For environmentalists, the leaks are a growing concern because they suggest natural gas might be worse for the environment than is assumed. Natural gas has been seen as a good alternative to coal and other fossil fuels because burning it produces significantly less carbon dioxide and air pollution. But any gas that escapes in leaks is also a contributor to global warming.
When it reaches the atmosphere, the methane that makes up as much as 90% of natural gas fuel traps more heat than carbon does, though methane doesn't linger for as long before moving out into space.
Research published in the journal Geophysical Letters in July shows that, at least over Baltimore and five other Northeast cities, more methane is escaping into the skies than has been estimated. After comparing data from flights upwind and downwind of the cities, scientists found levels of methane were twice as high as a methane emissions estimate by the Environmental Protection Agency.
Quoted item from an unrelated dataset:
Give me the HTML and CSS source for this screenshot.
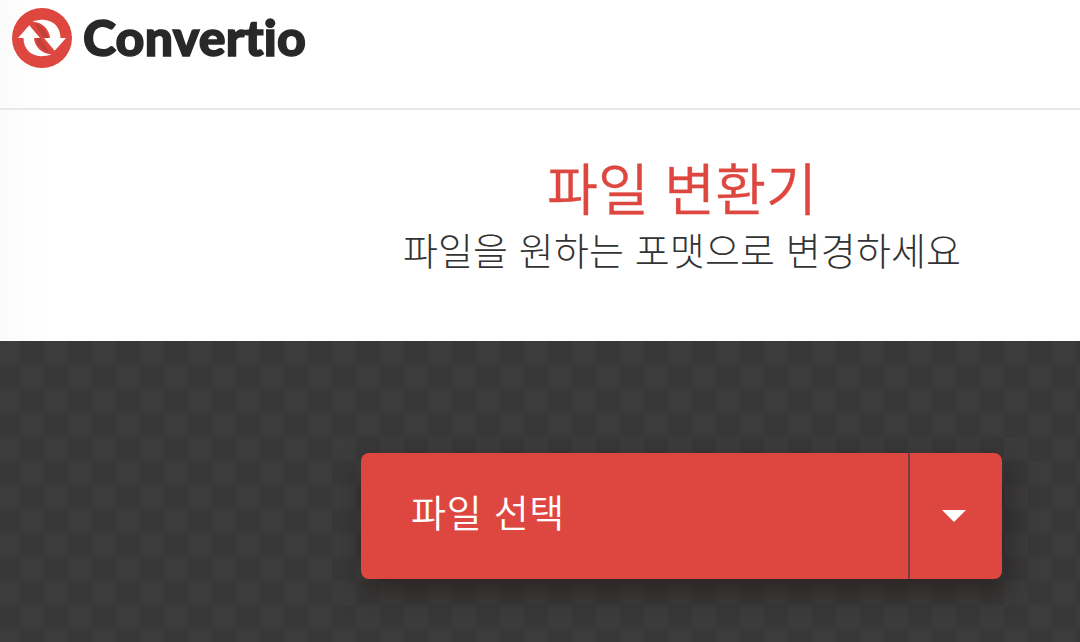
FILE: index.html
```html
<!DOCTYPE html>
<html lang="ko">
<head>
<meta charset="utf-8">
<title>Convertio</title>
<link rel="stylesheet" href="styles.css">
</head>
<body>
<header class="header">
  <a class="logo">
    <svg class="logo-mark" viewBox="0 0 60 60" aria-hidden="true">
      <circle cx="30" cy="30" r="30" fill="#de4740"/>
      <path d="M23 15.500C29 16 34 21 36.500 30H32L26 22ZM37 44.500C31 44 26 39 23.500 30H28L34 38Z" fill="#c5403b"/>
      <path d="M20.500 13.700C24 12.300 28 11.800 31 11.800C41 12 48.500 19 48.500 30H54L42.700 42.700L32 30H38C37.500 22 31 14 20.500 13.700Z" fill="#fff"/>
      <path d="M39.500 46.300C36 47.700 32 48.200 29 48.200C19 48 11.500 41 11.500 30H6L17.300 17.300L28 30H22C22.500 38 29 46 39.500 46.300Z" fill="#fff"/>
    </svg>
    <span class="logo-name">Convertio</span>
  </a>
</header>
<section class="intro">
  <h1 class="title">파일 변환기</h1>
  <p class="subtitle">파일을 원하는 포맷으로 변경하세요</p>
</section>
<main class="upload">
  <div class="picker">
    <button class="choose">파일 선택</button>
    <button class="more" aria-label="더 보기"><span class="caret"></span></button>
  </div>
</main>
</body>
</html>
```
FILE: styles.css
```css
* { box-sizing: border-box; }
body {
  margin: 0;
  width: 1080px;
  height: 642px;
  overflow: hidden;
  display: flex;
  flex-direction: column;
  background: linear-gradient(90deg, #fbfbfb, #fff 45px);
  font-family: "Noto Sans CJK KR", sans-serif;
}
.header { height: 110px; border-bottom: 2px solid #e8e8e8; padding: 8px 12px; }
.logo { display: flex; gap: 11px; }
.logo-mark { width: 60px; height: 60px; }
.logo-name {
  font: 900 50px/58px Lato, sans-serif;
  color: #282828;
  letter-spacing: 0.2px;
  -webkit-text-stroke: 1.5px #282828;
}
.intro {
  height: 231px;
  padding: 41px 0 0 284px;
  text-align: center;
  white-space: nowrap;
}
.title {
  margin: 0;
  font-size: 55.3px;
  line-height: 71px;
  font-weight: 350;
  color: #de4740;
  -webkit-text-stroke: 0.4px #de4740;
}
.subtitle { margin: 2px 0 0; font-size: 38px; line-height: 50px; font-weight: 300; color: #333; letter-spacing: 0.1px; }
.upload {
  flex: 1;
  padding: 112px 0 0 361px;
  background: conic-gradient(#383838 25%, #3c3c3c 0 50%, #383838 0 75%, #3c3c3c 0) -4px 0 / 48px 48px;
}
.picker {
  display: flex;
  width: 641px;
  height: 126px;
  border-radius: 8px;
  background: #de4740;
  box-shadow: 4px 12px 28px rgba(35, 25, 22, .65);
}
.choose, .more { border: 0; background: none; color: #fff; }
.choose {
  width: 547px;
  padding: 0 0 12px 50px;
  text-align: left;
  font: 350 38px "Noto Sans CJK KR", sans-serif;
  letter-spacing: 0.7px;
}
.more {
  flex: 1;
  border-left: 2px solid #783e3b;
  display: flex;
  align-items: center;
  justify-content: center;
  padding: 0 4px 0 0;
}
.caret { width: 24px; height: 12px; background: #fff; clip-path: polygon(0 0, 100% 0, 50% 100%); }
```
Scientists at the University of Michigan and the National Oceanic and Atmospheric Administration who led the study said the research doesn't explain the sources of the methane, whether from leaky pipes or household appliances. They said their methods account for methane emitted from landfills, and that their observations point to problems with the natural gas energy system.
The gas industry said the study does not support any broad conclusions about methane emissions across the country. Jake Rubin, a spokesman for the American Gas Association, said utilities' efforts to upgrade pipes and promote safety has contributed significantly to declines in natural gas emissions nationally.
Eric Kort, an assistant professor at the University of Michigan who helped lead the study that measured methane over Baltimore, said leaks mean that while natural gas burns relatively clean, it could have a greater environmental footprint than previously thought.
"If we choose not to act or do anything," Kort said, "it does mean the impact of using natural gas is greater than it needs to be."